## DESCRIPTION OF THE TASK
Look at the data below and print exactly the lines from its first line through the line with "const tabs = ['MCQ"; the pictures stay out of the copy.

## RECORDED DATA

<<<<

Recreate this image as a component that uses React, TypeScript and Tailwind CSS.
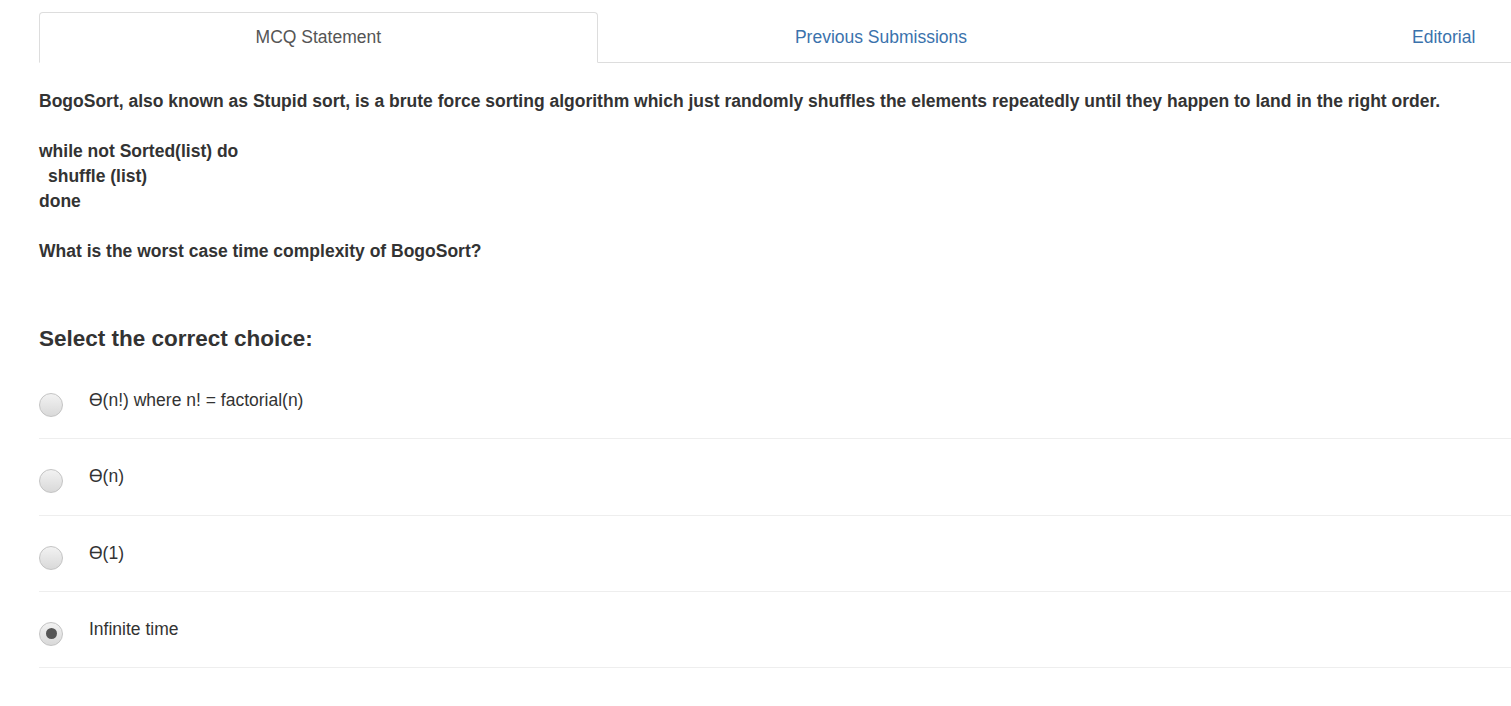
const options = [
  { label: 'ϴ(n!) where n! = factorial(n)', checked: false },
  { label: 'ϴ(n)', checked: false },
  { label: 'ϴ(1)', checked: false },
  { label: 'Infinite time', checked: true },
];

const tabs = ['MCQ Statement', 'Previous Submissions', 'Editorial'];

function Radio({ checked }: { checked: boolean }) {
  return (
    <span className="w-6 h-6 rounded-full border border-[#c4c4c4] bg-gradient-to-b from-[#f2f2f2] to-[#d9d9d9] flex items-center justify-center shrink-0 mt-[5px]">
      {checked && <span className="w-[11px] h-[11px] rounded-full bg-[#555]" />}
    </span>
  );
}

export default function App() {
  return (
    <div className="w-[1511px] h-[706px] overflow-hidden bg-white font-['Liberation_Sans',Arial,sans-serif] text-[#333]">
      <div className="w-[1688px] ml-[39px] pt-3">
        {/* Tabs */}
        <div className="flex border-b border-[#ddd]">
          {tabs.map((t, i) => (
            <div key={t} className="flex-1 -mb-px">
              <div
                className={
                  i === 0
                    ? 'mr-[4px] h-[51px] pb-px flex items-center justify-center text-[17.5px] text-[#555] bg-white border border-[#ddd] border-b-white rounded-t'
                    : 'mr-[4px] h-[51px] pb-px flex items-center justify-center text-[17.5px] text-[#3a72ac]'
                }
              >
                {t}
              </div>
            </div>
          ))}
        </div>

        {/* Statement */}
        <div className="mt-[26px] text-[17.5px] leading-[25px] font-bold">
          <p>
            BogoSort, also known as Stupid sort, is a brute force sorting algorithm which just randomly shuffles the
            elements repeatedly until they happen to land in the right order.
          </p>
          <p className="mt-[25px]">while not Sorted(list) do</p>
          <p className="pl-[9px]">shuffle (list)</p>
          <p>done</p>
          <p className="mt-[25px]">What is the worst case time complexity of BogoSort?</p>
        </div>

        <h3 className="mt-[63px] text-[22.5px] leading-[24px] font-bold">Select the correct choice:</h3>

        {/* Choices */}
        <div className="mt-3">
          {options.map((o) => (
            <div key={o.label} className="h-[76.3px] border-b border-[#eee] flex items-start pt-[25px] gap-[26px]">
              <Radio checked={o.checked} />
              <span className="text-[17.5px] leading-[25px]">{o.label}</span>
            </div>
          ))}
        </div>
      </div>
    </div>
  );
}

>>>>

## EXERCISE OUTPUT
Recreate this image as a component that uses React, TypeScript and Tailwind CSS.
const options = [
  { label: 'ϴ(n!) where n! = factorial(n)', checked: false },
  { label: 'ϴ(n)', checked: false },
  { label: 'ϴ(1)', checked: false },
  { label: 'Infinite time', checked: true },
];

const tabs = ['MCQ Statement', 'Previous Submissions', 'Editorial'];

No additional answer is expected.